CAPE TOWN (NNA) – An appeal for donations from the Berlin-based international organisation Friends of Waldorf Education has temporarily rescued the Centre for Creative Education (CCE) in Cape Town, South Africa, from financial collapse. As the Friends explain in their November appeal, the Waldorf teacher training seminar has been short of at least 1.5m rand (£111 000, US$178 000) since the start of the year. One of the funding sources for the CCE was the national lottery which stopped its payments this year.

The CCE is the most important and thus far only state-recognised Waldorf teacher training facility in Africa – important not just for students from South Africa but other African countries as well. In Cape Town, one of the main tasks is to train kindergarten teachers alongside Waldorf teachers and eurythmists. Many of these kindergarten teachers go on to work in Educare Centres where the CCE supports about 6000 children to enable them to grow up in a child-centred way.

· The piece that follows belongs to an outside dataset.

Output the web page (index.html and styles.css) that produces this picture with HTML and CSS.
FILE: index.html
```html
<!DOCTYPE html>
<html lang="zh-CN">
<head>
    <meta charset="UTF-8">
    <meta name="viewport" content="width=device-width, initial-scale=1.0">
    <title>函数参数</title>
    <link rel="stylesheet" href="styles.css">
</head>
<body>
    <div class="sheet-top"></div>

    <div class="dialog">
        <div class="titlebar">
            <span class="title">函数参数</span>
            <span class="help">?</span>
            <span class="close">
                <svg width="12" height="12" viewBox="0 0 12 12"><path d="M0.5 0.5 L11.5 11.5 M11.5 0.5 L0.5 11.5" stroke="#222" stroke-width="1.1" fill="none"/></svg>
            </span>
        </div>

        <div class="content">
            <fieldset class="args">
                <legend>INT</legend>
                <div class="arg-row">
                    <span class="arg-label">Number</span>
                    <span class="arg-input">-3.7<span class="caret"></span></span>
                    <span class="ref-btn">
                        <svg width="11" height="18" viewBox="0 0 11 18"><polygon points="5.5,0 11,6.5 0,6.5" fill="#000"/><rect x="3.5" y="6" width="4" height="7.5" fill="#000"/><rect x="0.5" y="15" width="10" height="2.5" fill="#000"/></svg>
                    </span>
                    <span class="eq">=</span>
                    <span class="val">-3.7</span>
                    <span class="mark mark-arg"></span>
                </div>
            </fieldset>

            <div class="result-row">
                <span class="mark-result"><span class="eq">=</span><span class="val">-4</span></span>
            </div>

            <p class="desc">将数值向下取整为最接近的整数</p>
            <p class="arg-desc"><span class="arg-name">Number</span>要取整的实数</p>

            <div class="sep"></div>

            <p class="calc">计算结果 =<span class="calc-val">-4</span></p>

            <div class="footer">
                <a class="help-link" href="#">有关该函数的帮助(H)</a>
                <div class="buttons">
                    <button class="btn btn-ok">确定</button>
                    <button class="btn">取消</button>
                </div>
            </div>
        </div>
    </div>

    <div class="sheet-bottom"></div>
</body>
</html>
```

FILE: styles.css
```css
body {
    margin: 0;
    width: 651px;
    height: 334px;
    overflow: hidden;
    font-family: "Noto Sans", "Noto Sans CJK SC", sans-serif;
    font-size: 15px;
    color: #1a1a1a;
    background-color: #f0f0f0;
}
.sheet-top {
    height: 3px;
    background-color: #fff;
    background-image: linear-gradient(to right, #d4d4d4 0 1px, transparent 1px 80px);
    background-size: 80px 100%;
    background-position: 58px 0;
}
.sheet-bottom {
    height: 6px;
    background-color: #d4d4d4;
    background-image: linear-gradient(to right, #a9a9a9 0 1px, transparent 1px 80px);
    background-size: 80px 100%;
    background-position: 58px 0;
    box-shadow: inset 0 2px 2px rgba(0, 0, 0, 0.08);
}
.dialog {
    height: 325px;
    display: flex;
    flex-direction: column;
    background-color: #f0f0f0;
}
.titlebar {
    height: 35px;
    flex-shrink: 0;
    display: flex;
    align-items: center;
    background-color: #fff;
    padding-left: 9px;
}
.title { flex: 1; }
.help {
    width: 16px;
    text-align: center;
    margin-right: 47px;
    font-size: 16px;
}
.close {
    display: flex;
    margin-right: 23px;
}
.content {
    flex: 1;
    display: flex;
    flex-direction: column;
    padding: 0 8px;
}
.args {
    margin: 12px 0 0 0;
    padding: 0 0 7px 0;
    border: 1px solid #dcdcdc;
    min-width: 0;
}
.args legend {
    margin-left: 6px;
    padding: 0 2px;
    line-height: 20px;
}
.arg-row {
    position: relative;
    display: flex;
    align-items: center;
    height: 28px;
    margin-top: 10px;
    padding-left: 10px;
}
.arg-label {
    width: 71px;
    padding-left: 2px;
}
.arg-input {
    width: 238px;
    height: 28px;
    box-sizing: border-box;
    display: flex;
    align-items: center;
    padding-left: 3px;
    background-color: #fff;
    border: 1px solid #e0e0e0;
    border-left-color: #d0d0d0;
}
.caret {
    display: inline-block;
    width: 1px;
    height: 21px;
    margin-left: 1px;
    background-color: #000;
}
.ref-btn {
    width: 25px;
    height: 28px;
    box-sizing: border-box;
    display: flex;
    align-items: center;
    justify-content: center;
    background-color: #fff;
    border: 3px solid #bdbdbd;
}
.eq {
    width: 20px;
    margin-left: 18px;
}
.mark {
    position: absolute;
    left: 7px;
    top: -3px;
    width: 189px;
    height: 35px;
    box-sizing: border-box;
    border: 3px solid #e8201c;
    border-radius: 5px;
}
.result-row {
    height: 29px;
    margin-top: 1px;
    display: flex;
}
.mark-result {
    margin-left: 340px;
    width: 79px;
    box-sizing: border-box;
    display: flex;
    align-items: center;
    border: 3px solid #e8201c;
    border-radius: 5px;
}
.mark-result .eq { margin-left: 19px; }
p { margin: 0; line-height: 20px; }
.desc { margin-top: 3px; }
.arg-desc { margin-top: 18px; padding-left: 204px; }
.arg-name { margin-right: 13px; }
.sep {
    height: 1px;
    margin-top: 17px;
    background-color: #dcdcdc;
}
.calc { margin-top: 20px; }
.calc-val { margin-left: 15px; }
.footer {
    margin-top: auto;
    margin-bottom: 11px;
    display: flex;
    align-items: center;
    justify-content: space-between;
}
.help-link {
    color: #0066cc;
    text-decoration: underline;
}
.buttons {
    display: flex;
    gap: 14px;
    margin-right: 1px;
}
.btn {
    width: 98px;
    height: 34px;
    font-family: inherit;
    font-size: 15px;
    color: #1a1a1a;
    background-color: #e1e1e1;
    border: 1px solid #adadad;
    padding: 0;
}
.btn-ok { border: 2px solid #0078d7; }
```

“Almost all kindergarten teachers come from very poor backgrounds. During their part-time training they work in kindergartens in the townships. On the one hand this allows the women, who for various reasons are often single mothers, to put food on the table for their children while they are training. On the other hand it gives them the opportunity to put what they have learnt into practice and thus deepen it,“ the managing director of the CCE, Helen Stotko, wrote in the autumn newsletter of the Friends of Waldorf Education.

Once it became clear that there would be no lottery funding, extensive crisis plans were prepared with a search for new long-term funding. In addition, contact with the authorities is being intensified. The education authority has renewed the accreditation of the centre’s training programme despite the financial crisis and continues to signal a lively interest in Waldorf education.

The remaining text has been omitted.